Member of the Illinois Senate from the 13th district
- In office 1872 – 1878
- Succeeded by: John R. Marshall

Personal details
- Born: August 11, 1826 Albany, New York, US
- Died: August 10, 1900 (aged 73) Sandwich, Illinois, US
- Party: Republican
- Profession: Banker

= Miles B. Castle =

American politician (1826–1900)

Miles Beach Castle (August 11, 1826 – August 10, 1900) was an American banker, publisher, and politician from New York. Moving to DeKalb County, Illinois in 1856, Castle became a prosperous banker with the Sandwich Bank and Kendall County Bank. He was elected to the Illinois Senate in 1872, where he served three terms.

==Biography==
Miles Beach Castle was born in Albany, New York on August 11, 1826. His father managed a farm in Dutchess County. Castle attended the Jonesville Academy and, upon graduating in 1846, accepted a clerkship in a dry goods store in Glens Falls. He rose to the rank of store manager by the time he left the company in 1855. That year, he moved westward to Sandwich, Illinois to open a lumberyard. He opened the Sandwich Bank in 1856. Castle married Freelove Kinney Hubbard, the daughter of Asa Kinney, on January 21, 1857. He founded the Kendall County Bank in Yorkville in 1870.

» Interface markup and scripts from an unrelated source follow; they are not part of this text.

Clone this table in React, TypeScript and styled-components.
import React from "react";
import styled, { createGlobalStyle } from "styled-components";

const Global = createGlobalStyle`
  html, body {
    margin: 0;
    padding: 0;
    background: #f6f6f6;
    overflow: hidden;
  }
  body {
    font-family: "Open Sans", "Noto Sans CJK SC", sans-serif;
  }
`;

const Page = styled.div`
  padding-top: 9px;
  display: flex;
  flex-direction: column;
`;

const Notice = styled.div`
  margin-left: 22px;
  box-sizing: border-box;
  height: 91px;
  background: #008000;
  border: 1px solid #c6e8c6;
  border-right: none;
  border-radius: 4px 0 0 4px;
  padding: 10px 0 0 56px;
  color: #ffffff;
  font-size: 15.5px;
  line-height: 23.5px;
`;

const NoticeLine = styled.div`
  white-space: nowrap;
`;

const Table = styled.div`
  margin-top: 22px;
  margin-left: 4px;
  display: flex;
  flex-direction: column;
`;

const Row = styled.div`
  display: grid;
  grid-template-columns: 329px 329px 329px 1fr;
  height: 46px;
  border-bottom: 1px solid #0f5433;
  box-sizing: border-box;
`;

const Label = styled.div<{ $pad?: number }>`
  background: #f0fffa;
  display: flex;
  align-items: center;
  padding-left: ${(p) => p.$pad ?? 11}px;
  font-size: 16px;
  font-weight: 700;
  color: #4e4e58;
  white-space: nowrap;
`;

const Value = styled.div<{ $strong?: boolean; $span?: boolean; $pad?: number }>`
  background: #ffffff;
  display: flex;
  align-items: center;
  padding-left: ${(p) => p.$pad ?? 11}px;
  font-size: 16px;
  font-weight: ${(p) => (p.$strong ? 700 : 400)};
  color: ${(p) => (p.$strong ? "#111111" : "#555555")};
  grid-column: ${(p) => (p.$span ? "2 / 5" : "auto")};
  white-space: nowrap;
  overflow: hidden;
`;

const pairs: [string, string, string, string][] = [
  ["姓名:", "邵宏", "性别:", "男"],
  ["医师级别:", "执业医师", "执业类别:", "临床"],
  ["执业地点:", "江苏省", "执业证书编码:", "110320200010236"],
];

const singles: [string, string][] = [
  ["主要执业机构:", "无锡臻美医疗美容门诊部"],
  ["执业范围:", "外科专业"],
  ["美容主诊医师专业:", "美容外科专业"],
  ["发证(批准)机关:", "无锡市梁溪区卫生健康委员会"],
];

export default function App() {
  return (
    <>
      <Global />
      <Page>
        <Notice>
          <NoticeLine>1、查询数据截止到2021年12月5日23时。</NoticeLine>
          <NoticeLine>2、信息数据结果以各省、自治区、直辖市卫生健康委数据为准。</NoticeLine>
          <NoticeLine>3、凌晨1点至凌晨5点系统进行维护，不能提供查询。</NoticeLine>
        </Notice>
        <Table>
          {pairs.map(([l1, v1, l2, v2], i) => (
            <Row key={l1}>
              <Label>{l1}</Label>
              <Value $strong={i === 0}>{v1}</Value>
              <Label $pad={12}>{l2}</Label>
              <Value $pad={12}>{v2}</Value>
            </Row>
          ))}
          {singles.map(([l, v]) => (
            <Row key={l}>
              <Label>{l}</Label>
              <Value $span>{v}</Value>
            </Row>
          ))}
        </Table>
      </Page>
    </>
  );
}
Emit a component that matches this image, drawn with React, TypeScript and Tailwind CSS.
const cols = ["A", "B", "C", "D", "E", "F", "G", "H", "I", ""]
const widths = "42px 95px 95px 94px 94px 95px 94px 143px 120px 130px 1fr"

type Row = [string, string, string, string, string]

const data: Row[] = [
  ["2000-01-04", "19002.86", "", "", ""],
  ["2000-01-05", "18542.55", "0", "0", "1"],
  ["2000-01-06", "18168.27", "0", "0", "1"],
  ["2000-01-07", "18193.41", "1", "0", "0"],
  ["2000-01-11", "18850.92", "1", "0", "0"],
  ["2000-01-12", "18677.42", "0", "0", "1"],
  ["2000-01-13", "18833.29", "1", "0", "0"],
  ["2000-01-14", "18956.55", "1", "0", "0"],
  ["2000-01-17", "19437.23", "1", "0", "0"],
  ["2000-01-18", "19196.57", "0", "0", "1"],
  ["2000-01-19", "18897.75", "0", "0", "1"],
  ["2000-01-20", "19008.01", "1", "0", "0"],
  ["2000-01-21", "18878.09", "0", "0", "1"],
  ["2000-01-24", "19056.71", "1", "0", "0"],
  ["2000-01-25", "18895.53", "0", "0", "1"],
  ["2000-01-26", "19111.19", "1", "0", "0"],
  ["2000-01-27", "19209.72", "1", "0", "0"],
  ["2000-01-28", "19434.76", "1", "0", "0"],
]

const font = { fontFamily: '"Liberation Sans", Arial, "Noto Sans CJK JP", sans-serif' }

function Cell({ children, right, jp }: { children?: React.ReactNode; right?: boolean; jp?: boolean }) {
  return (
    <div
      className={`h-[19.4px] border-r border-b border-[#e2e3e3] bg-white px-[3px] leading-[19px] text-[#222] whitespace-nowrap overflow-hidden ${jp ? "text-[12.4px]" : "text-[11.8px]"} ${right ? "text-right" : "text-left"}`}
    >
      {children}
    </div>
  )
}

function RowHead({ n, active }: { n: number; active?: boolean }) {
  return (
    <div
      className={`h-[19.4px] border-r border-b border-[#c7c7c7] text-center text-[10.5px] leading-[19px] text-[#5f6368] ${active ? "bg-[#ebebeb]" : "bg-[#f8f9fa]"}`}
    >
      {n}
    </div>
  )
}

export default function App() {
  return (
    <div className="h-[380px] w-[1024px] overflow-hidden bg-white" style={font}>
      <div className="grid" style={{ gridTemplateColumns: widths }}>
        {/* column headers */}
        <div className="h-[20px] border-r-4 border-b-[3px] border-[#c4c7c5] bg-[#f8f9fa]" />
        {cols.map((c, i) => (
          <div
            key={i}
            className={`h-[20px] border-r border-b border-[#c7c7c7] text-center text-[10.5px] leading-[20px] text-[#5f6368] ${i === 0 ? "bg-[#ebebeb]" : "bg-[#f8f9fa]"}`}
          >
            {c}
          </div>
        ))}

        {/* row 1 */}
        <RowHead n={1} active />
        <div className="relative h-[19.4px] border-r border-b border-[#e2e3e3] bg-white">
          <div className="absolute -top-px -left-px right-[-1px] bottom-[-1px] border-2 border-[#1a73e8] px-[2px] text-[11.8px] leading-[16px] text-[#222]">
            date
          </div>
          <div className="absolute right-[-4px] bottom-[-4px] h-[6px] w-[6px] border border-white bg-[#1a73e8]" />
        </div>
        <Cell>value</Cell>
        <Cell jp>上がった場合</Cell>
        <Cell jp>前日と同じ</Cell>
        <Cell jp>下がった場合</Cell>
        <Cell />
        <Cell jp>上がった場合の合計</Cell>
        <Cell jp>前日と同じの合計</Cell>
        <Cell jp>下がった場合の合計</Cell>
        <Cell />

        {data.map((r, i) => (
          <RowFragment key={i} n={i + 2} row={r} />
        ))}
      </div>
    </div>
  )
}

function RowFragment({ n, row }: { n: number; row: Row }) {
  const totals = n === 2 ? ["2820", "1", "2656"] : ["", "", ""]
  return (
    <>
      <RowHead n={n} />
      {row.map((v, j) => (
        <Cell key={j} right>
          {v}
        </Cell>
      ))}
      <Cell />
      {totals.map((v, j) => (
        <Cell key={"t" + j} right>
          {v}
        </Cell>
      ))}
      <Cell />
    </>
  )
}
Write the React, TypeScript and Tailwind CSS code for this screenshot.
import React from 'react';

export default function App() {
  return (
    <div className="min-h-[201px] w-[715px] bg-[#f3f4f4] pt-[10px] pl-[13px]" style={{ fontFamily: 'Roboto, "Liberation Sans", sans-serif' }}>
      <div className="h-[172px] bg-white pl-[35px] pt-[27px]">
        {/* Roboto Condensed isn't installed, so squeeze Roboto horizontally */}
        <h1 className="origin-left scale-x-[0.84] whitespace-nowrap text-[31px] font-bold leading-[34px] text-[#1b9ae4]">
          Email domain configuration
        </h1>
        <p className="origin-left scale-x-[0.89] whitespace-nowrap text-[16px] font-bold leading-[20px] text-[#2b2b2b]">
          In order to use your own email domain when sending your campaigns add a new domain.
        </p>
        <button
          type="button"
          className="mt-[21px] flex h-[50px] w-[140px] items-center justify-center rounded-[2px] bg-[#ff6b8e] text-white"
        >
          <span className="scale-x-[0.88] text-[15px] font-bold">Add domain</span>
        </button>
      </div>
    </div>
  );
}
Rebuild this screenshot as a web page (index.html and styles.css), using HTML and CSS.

Castle took an interest in Republican Party politics. In 1872, he was elected on the party ticket to the Illinois Senate. He was re-elected twice, serving three two-year terms. He was elected chairman of the Committee on Public Buildings & Grounds. Castle pushed for the first bill for the protection of fishing rights in Illinois. He chaired the executive committee of the Illinois State Equal Suffrage Association. In 1878, he began to publish the Sandwich Argus with his son John. Through his publishing interests, he became a member of the Illinois State Press Association and the Press Club of Chicago. Castle was a Royal Arch Mason. He died at his home in Sandwich on August 10, 1900.